Under the proposal, which would be optional, participating PHOs would hold the money for pharmacy professional services and contract pharmacies to provide dispensing services.

Savings made would then be distributed by the PHOs to participating general practices and pharmacies .

This would not change the way patients paid fees or got prescriptions.

The goals of the proposal were to encourage greater collaboration between pharmacies, PHOs and general practices to make the most of community medicine funding and cut down on any wasteful practices and ineffective treatments.

While most respondents supported these objectives, they did not support the PHO-funded model.

One of the respondents said there was a high risk PHOs were not sufficiently knowledgeable on pharmacy issues, skilled or robust enough to take on developing and implementing an unproven and potentially complicated system of funding an already complex service.

There were also concerns about insufficient data to allow business owners to compare the proposal with the status quo.

Mr Miller suggested gaining agreement to access data from community pharmacists' patient management systems could be a future solution to this.

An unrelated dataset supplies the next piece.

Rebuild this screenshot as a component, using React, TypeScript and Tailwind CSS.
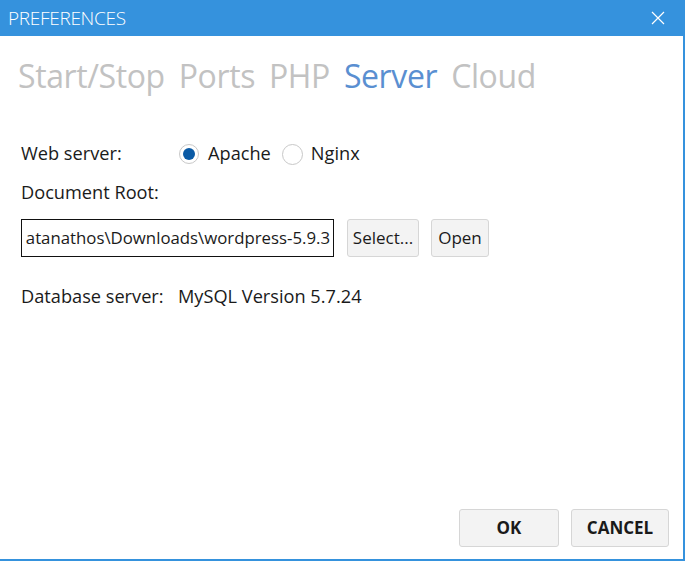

Another common theme was that everyone in the primary health sector needed to be involved for the initiative to achieve its objectives.

A representative comment on this was that huge savings could be made if the focus went on general practitioners' prescribing habits.

A standard updated computer programme could be introduced for all GPs to reduce prescribing errors and information on the cost of GPs' prescribing habits could be obtained, the responder said.

Many of those who had expressed opinions thought the initiative was capable of making savings, but not to the extent presented, which the original report suggested could be as high as $9 million over three years.